Exercise task
Tally the lines below that contain "this". The number is the whole answer.

Record list
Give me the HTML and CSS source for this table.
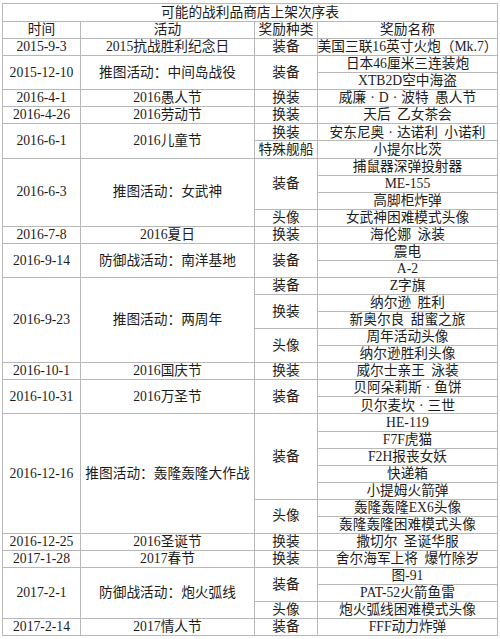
FILE: index.html
```html
<!DOCTYPE html>
<html lang="zh-CN">
<head>
<meta charset="utf-8">
<title>可能的战利品商店上架次序表</title>
<link rel="stylesheet" href="styles.css">
</head>
<body>
<div class="sheet">
  <div class="c title">可能的战利品商店上架次序表</div>

  <div class="c">时间</div><div class="c">活动</div><div class="c">奖励种类</div><div class="c">奖励名称</div>

  <div class="c">2015-9-3</div><div class="c">2015抗战胜利纪念日</div><div class="c">装备</div><div class="c">美国三联16英寸火炮（Mk.7）</div>

  <div class="c r2">2015-12-10</div><div class="c r2">推图活动：中间岛战役</div><div class="c r2">装备</div><div class="c">日本46厘米三连装炮</div>
  <div class="c">XTB2D空中海盗</div>

  <div class="c">2016-4-1</div><div class="c">2016愚人节</div><div class="c">换装</div><div class="c">威廉<span class="dot">·</span>D<span class="dot">·</span>波特 愚人节</div>

  <div class="c">2016-4-26</div><div class="c">2016劳动节</div><div class="c">换装</div><div class="c">天后 乙女茶会</div>

  <div class="c r2">2016-6-1</div><div class="c r2">2016儿童节</div><div class="c">换装</div><div class="c">安东尼奥<span class="dot">·</span>达诺利 小诺利</div>
  <div class="c">特殊舰船</div><div class="c">小提尔比茨</div>

  <div class="c r4">2016-6-3</div><div class="c r4">推图活动：女武神</div><div class="c r3">装备</div><div class="c">捕鼠器深弹投射器</div>
  <div class="c">ME-155</div>
  <div class="c">高脚柜炸弹</div>
  <div class="c">头像</div><div class="c">女武神困难模式头像</div>

  <div class="c">2016-7-8</div><div class="c">2016夏日</div><div class="c">换装</div><div class="c">海伦娜 泳装</div>

  <div class="c r2">2016-9-14</div><div class="c r2">防御战活动：南洋基地</div><div class="c r2">装备</div><div class="c">震电</div>
  <div class="c">A-2</div>

  <div class="c r5">2016-9-23</div><div class="c r5">推图活动：两周年</div><div class="c">装备</div><div class="c">Z字旗</div>
  <div class="c r2">换装</div><div class="c">纳尔逊 胜利</div>
  <div class="c">新奥尔良 甜蜜之旅</div>
  <div class="c r2">头像</div><div class="c">周年活动头像</div>
  <div class="c">纳尔逊胜利头像</div>

  <div class="c">2016-10-1</div><div class="c">2016国庆节</div><div class="c">换装</div><div class="c">威尔士亲王 泳装</div>

  <div class="c r2">2016-10-31</div><div class="c r2">2016万圣节</div><div class="c r2">装备</div><div class="c">贝阿朵莉斯<span class="dot">·</span>鱼饼</div>
  <div class="c">贝尔麦坎<span class="dot">·</span>三世</div>

  <div class="c r7">2016-12-16</div><div class="c r7">推图活动：轰隆轰隆大作战</div><div class="c r5">装备</div><div class="c">HE-119</div>
  <div class="c">F7F虎猫</div>
  <div class="c">F2H报丧女妖</div>
  <div class="c">快递箱</div>
  <div class="c">小提姆火箭弹</div>
  <div class="c r2">头像</div><div class="c">轰隆轰隆EX6头像</div>
  <div class="c">轰隆轰隆困难模式头像</div>

  <div class="c">2016-12-25</div><div class="c">2016圣诞节</div><div class="c">换装</div><div class="c">撒切尔 圣诞华服</div>

  <div class="c">2017-1-28</div><div class="c">2017春节</div><div class="c">换装</div><div class="c">舍尔海军上将 爆竹除岁</div>

  <div class="c r3">2017-2-1</div><div class="c r3">防御战活动：炮火弧线</div><div class="c r2">装备</div><div class="c">图-91</div>
  <div class="c">PAT-52火箭鱼雷</div>
  <div class="c">头像</div><div class="c">炮火弧线困难模式头像</div>

  <div class="c">2017-2-14</div><div class="c">2017情人节</div><div class="c">装备</div><div class="c">FFF动力炸弹</div>
</div>
</body>
</html>
```
FILE: styles.css
```css
html, body {
  margin: 0;
  padding: 0;
  background: #ffffff;
}

body {
  font-family: "Liberation Serif", "Noto Sans CJK SC", serif;
  font-size: 13.7px;
  color: #1c1c1c;
  padding: 3px 0 0 2px;
  border-top: 0;
}

.sheet {
  display: grid;
  grid-template-columns: 77px 173px 62px 179px;
  grid-template-rows: 17px;
  grid-auto-rows: 16.07px;
  gap: 1px;
  padding: 1px;
  background: #b8b8b8;
  width: max-content;
}

.c {
  background: #ffffff;
  display: flex;
  align-items: center;
  justify-content: center;
  white-space: nowrap;
  line-height: 1;
  word-spacing: 3px;
  overflow: visible;
}

.title {
  grid-column: 1 / -1;
}

.r2 { grid-row: span 2; }
.r3 { grid-row: span 3; }
.r4 { grid-row: span 4; }
.r5 { grid-row: span 5; }
.r7 { grid-row: span 7; }

.dot {
  padding: 0 4px;
}
```
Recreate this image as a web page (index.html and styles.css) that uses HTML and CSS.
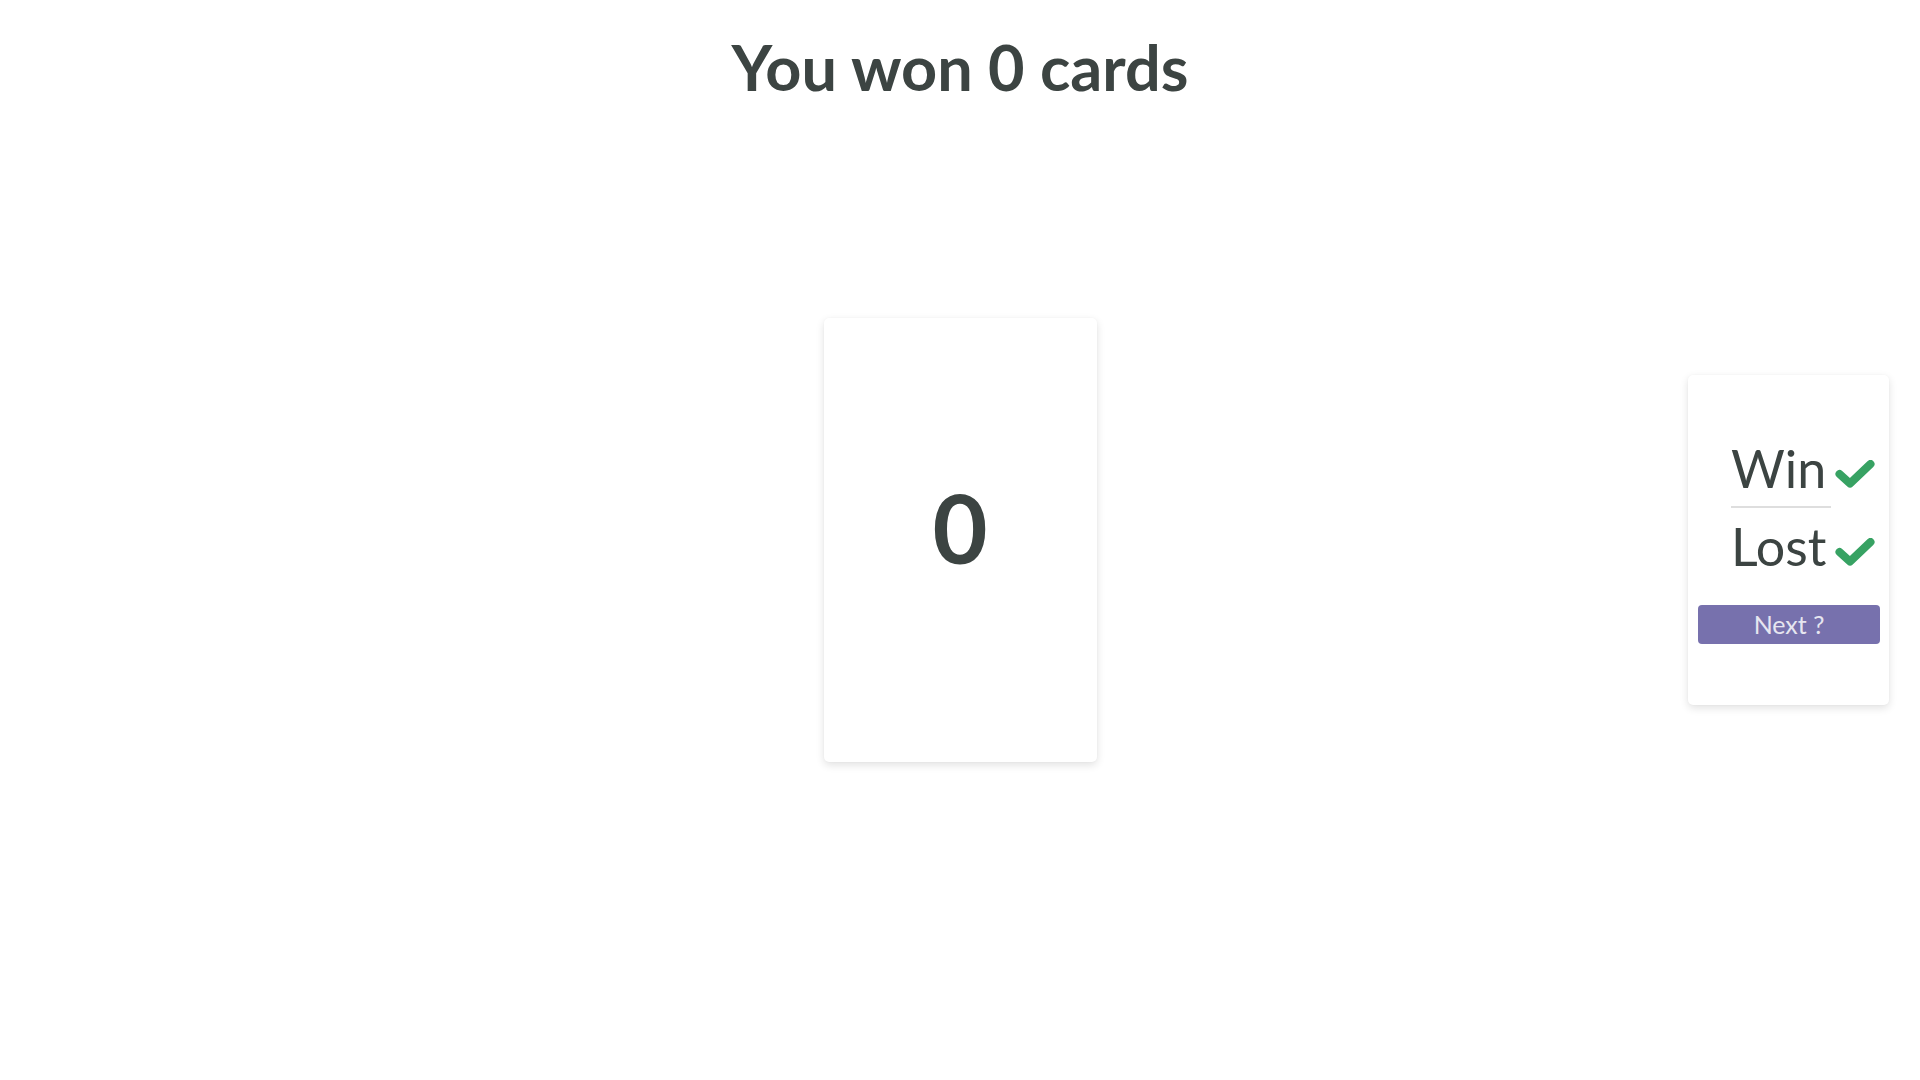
FILE: index.html
```html
<!DOCTYPE html>
<html lang="en">
<head>
<meta charset="utf-8">
<title>You won 0 cards</title>
<link rel="stylesheet" href="styles.css">
</head>
<body>
<main class="page">
  <h1 class="title">You won 0 cards</h1>
  <section class="card">
    <span class="card-value">0</span>
  </section>
  <aside class="panel">
    <div class="row">
      <span class="label">Win</span>
      <svg class="check" width="40" height="28" viewBox="0 0 40 28" aria-hidden="true"><polyline points="4.5,14 15,23.5 35.5,4" /></svg>
    </div>
    <div class="divider"></div>
    <div class="row">
      <span class="label">Lost</span>
      <svg class="check" width="40" height="28" viewBox="0 0 40 28" aria-hidden="true"><polyline points="4.5,14 15,23.5 35.5,4" /></svg>
    </div>
    <button class="next" type="button">Next ?</button>
  </aside>
</main>
</body>
</html>
```

FILE: styles.css
```css
html, body {
  margin: 0;
  padding: 0;
  background: #ffffff;
}

body {
  font-family: Lato, "Liberation Sans", sans-serif;
  color: #3c4442;
}

.page {
  height: 100vh;
  display: grid;
  grid-template-columns: 1fr 273px 1fr;
  grid-template-rows: 1fr auto 1fr;
  align-items: center;
}

.title {
  grid-column: 1 / 4;
  grid-row: 1;
  align-self: start;
  margin: 29px 0 0;
  text-align: center;
  font-size: 63px;
  font-weight: 700;
  line-height: normal;
}

.card {
  grid-column: 2;
  grid-row: 2;
  height: 444px;
  box-sizing: border-box;
  padding-bottom: 26px;
  background: #fff;
  border-radius: 5px;
  box-shadow: 0 3px 8px rgba(0, 0, 0, 0.12), 0 0 2px rgba(0, 0, 0, 0.04);
  display: flex;
  align-items: center;
  justify-content: center;
}

.card-value {
  font-size: 95px;
  font-weight: 700;
  line-height: normal;
}

.panel {
  grid-column: 3;
  grid-row: 2;
  justify-self: end;
  margin-right: 31px;
  width: 201px;
  height: 330px;
  box-sizing: border-box;
  padding: 0 9px 0 10px;
  background: #fff;
  border-radius: 5px;
  box-shadow: 0 3px 8px rgba(0, 0, 0, 0.12), 0 0 2px rgba(0, 0, 0, 0.04);
  display: flex;
  flex-direction: column;
  justify-content: center;
}

.row {
  display: flex;
  align-items: baseline;
  justify-content: space-between;
  padding: 0 5px 0 33px;
}

.label {
  font-size: 52px;
  font-weight: 400;
  line-height: normal;
}

.check {
  display: block;
}

.check polyline {
  fill: none;
  stroke: #37a263;
  stroke-width: 8;
  stroke-linecap: round;
  stroke-linejoin: round;
}

.divider {
  width: 100px;
  height: 2px;
  margin: 7px 0 7px 33px;
  background: #dedede;
}

.next {
  margin-top: 28px;
  height: 39px;
  border: 0;
  border-radius: 4px;
  padding: 0;
  background: #7771ad;
  color: #e6e6f0;
  font-family: Lato, "Liberation Sans", sans-serif;
  font-size: 25px;
  line-height: normal;
  cursor: pointer;
}
```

Written answer
2